Much of the research in testing and analysis has focused on important and fundamental scientific questions, providing limited opportunities for direct technology transfer. The time is ripe, however, to apply the results of this research to create more practical methods and tools. We believe that creating successful methods and tools that can serve as the basis for technology transfer requires the researchers to focus on three fundamental issues:

• Finding problems faced by the majority of industrial software development and finding solutions that developers will embrace.
• Knowing when a research result is ready for transfer and knowing what constitutes a transferable asset (a tool? an idea? a body of knowledge?).
• Choosing and applying an appropriate model for transferring the research results to an organization that will undertake further development (and possible commercialization) of the technology.

This talk will describe these three constituents of successful technology transfer, present some success and failure stories, and summarize some of our observations from over a decade's worth of experience in deploying testing and analysis tools "in the trenches."

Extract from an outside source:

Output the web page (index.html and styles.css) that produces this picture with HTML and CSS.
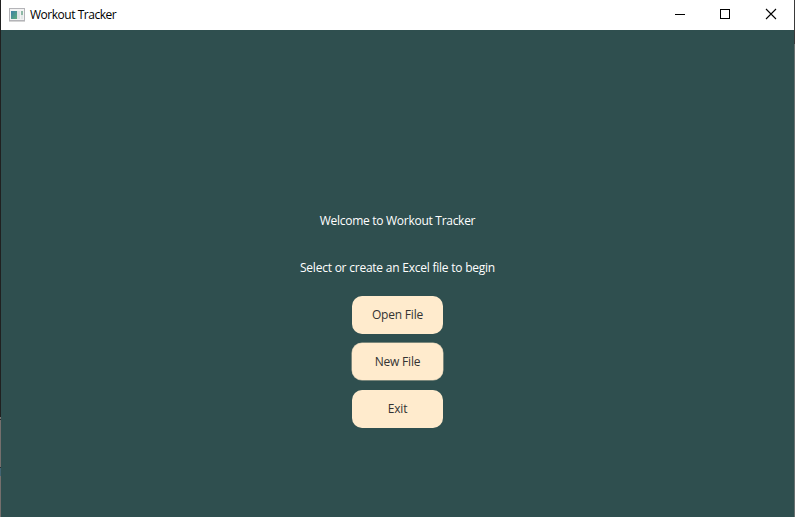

Marat Boshernitsan is the Director of Research at Agitar Software, Inc., where he pursues his passion for building software development tools that help programmers create higher quality, more maintainable software. In the past Marat has worked at SunLabs, where together with Michael Van De Vanter he developed CodeProcessor, a program editor that provided typographically-grounded automatic formatting to improve readability of source code. Marat received his Ph.D. in Computer Science from the University of California, Berkeley under the direction of Susan Graham. As part of his dissertation research he developed a system for automating systematic source code editing through interactive creation and execution of formally-specified source code transformations.